The eight-megapixel camera with auto-focus and an LED-flash is identical to the one on the Galaxy S II – which won both Best Camera Phone and Best Video Phone at the Mobile Choice Awards earlier this year. So as you can imagine, it delivers on both stills and footage. Pictures are razor sharp, while videos are colour-rich and deep. And of course, once you’ve taken a picture of someone, you can draw something offensive on their forehead and slap it on Facebook before they’ve even had chance to rip the Note out of your hand.

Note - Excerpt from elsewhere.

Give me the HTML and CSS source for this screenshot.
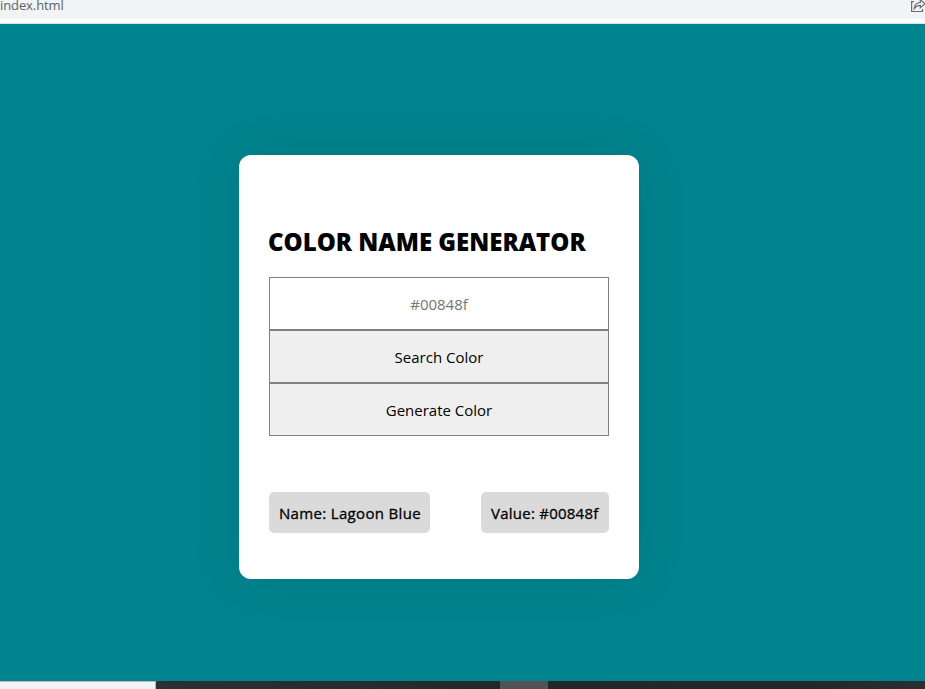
FILE: index.html
```html
<!DOCTYPE html>
<html lang="en">
<head>
<meta charset="utf-8">
<title>Color Name Generator</title>
<link rel="stylesheet" href="styles.css">
</head>
<body>
<header class="toolbar">
  <span class="url">index.html</span>
  <svg class="share" width="14" height="14" viewBox="0 0 14 14" fill="none" stroke="#6b6f73" stroke-width="1.2"><path d="M3 1.600H.6V11.500H11.500V9"/><path d="M3.300 8.600C3.500 4.800 5.500 2.700 9.300 2.500V-.4L14 3.700 9.300 7.600V5.300C6.500 5.300 4.700 6.400 3.300 8.600Z"/></svg>
</header>
<main class="page">
  <section class="card">
    <h1 class="title">COLOR NAME GENERATOR</h1>
    <input class="control field" type="text" placeholder="#00848f">
    <button class="control search">Search Color</button>
    <button class="control generate">Generate Color</button>
    <div class="results">
      <span class="tag name">Name: Lagoon Blue</span>
      <span class="tag value">Value: #00848f</span>
    </div>
  </section>
</main>
<footer class="taskbar">
  <div class="task-search"></div>
  <div class="task-active"></div>
</footer>
</body>
</html>
```

FILE: styles.css
```css
* { box-sizing: border-box; }
body {
  margin: 0;
  height: 689px;
  display: flex;
  flex-direction: column;
  overflow: hidden;
  font-family: "Open Sans", "Noto Sans", sans-serif;
}
.toolbar {
  height: 24px;
  flex: none;
  display: flex;
  justify-content: space-between;
  align-items: flex-start;
  background: linear-gradient(#f1f3f4 19px, #fff 19px, #fff 23px, #d9e3e5 23px);
}
.url {
  height: 14px;
  font-size: 13px;
  line-height: 10px;
  letter-spacing: -0.1px;
  color: #5f6368;
}
.share { display: block; }
.page {
  flex: 1;
  background: #00848f;
  padding: 131px 0 0 239px;
}
.card {
  width: 400px;
  height: 424px;
  padding: 70px 30px 0;
  background: #fff;
  border-radius: 12px;
  box-shadow: 0 0 50px rgba(0, 0, 0, 0.1);
}
.title {
  margin: 0 0 18px -1px;
  height: 34px;
  font-size: 24px;
  line-height: 34px;
  font-weight: 800;
  white-space: nowrap;
}
.control {
  display: block;
  width: 340px;
  height: 53px;
  padding: 1px 0 0;
  border: 1px solid #808080;
  border-radius: 0;
  background: #efefef;
  color: #000;
  font-family: inherit;
  font-size: 15px;
  text-align: center;
}
.field { background: #fff; }
.field::placeholder { color: #757575; opacity: 1; }
.results {
  display: flex;
  justify-content: space-between;
  margin-top: 56px;
}
.tag {
  height: 41px;
  padding: 0 0 0 10px;
  border-radius: 5px;
  background: #dadada;
  font-size: 15px;
  line-height: 43px;
  -webkit-text-stroke: 0.3px #000;
  white-space: nowrap;
}
.name {
  width: 161px;
  letter-spacing: 0.33px;
}
.value {
  width: 128px;
  letter-spacing: 0.24px;
}
.taskbar {
  height: 8px;
  flex: none;
  display: flex;
  background: linear-gradient(90deg, #2c2f36 156px, #25282a 500px, #252628 800px, #2b2e33);
}
.task-search {
  width: 156px;
  height: 8px;
  background: #f2f2f2;
  border: solid #b9b9b9;
  border-width: 1px 1px 0 0;
}
.task-active {
  width: 48px;
  height: 8px;
  margin-left: 344px;
  background: #535353;
}
```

It also comes with a surprisingly agreeable two-megapixel front-facing camera for voice calling, self-portraits and putting contact lenses in.
Connectivity is pretty much what you get from all high-end smartphones with ultra-fast HSPDA, Wi-Fi and A-GPS. Browsing the web is a shockingly good experience, with pages loading in full (with Flash support, naturally), and on this screen you don’t even have to zoom in for many websites.
The verdict
This is the perfect phone for someone who wants the features of a tablet (big movies, big web) with the portability you don’t get with a tablet. And if you love drawing, you will absolutely love the Note – and even if you don’t, its superb drawing features may kick-start a brand new hobby. Sure, it will be too big for some people’s taste and at £600 SIM-free you’ll need deep pockets in both senses, but it offers so much in so many areas that you’ll struggle to go back to a smaller phone after using it.